Dalam perjalanan intelektualnya, ia menimba ilmu dari banyak ulama. Ia belajar fiqih Syafi’i dan Hanafi kepada Sayyid Abdullah Afandi, mempelajari hadits dan logika kepada Syekh ‘Alauddin Afandi al-Mushili, mendalami ilmu qira’at bersama Syekh Abdullah Afandi al-Umari, serta berguru kepada Syekh Husein al-Jaburi. Ia juga menerima bimbingan Thariqah Naqsyabandiyyah dari Syekh Dhiya’uddin Khalid an-Naqsyabandi. Tentang gurunya ini, Al-Alusi berkata, “Dia adalah guruku, mursyidku, dan seorang wali quthub.”
Dedikasi dalam Pendidikan dan Fatwa
Al-Alusi mendidik banyak santri dan membiayai kebutuhan mereka, mulai dari makanan, pakaian, hingga asrama. Ia bahkan menyiapkan tempat tinggal santri yang lebih layak dibanding rumahnya sendiri. Dengan keikhlasan itu, ia berhasil mencetak generasi cendekiawan Muslim unggul.
Ia bermazhab Syafi’i, tetapi sering mengikuti mazhab Hanafi.
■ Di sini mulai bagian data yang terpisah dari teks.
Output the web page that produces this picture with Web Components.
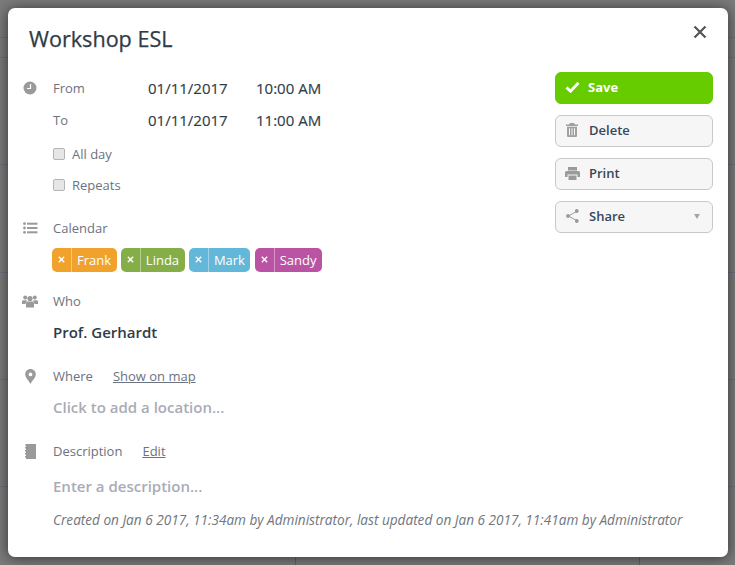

Pada 1248 H, pihak berwenang menunjuknya sebagai mufti Hanafi. Ia mengemban jabatan itu hingga 1263 H, lalu memutuskan fokus menulis tafsir. Pada 1267 H, ia menuntaskan Rûḫul Ma’ânî dan membawanya ke Konstantinopel. Ia memperlihatkan karya itu kepada Sultan Abdul Majid Khan, lalu menerima restu darinya. Pada 1269 H, ia kembali ke Baghdad.
Al-Alusi wafat pada 25 Dzulqa’dah 1270 H/1854 M. Keluarganya memakamkannya di kompleks Syekh Ma’ruf al-Kurkhi, Baghdad.
Karya-Karya Ilmiah Al-Alusi
Selain Rûḫul Ma’ânî, ia menghasilkan banyak karya, antara lain:
-
Syarh Muslim fil Manthiqi
-
Al-Ajwibah al-‘Iraqiyah ‘anil As’ilatil Lahuriyyah
-
Hasyiyah ‘alal Qatris Salim
-
Durratul Ghawas fi Awhamil Khawas
-
An-Nafahatul Qudsiyyah fi Adabil Bahts
-
Asy-Syaratul Fathimiyyah
-
Safratuz Zad fi Safratil Jihad
-
Nahjus Salamah ‘ala Mabahitsil Imamah
-
At-Tibyan Syarhul Burhan fi Tha’atis Sultan
-
Al-Khariidatul Ghaibiyyah fi Syarhil Qashidah al-‘Ainiyyah
Deretan karya tersebut menegaskan keluasan ilmu Al-Alusi dalam berbagai disiplin, mulai tafsir, fiqih, hingga logika.
Tafsir Rûḫul Ma’ânî dan Kisah Penulisannya
Latar Belakang Penulisan
Menurut Syekh Muhammad Husein adz-Dzahabi (At-Tafsîr wal Mufassirûn) dan Syekh Mani’ Abdul Halim Mahmud (Manâhijul Mufassirîn), keinginan menulis tafsir muncul ketika Al-Alusi berusia 34 tahun. Namun ia ragu untuk memulainya.
Pada malam Jumat bulan Rajab 1252 H, ia bermimpi diperintahkan Allah untuk “menyatukan bumi dan langit.” Dalam mimpi itu tangan kanannya menggapai langit, sementara tangan kirinya masuk ke dasar laut. Ia kemudian menemukan makna mimpi itu sebagai isyarat untuk menulis tafsir.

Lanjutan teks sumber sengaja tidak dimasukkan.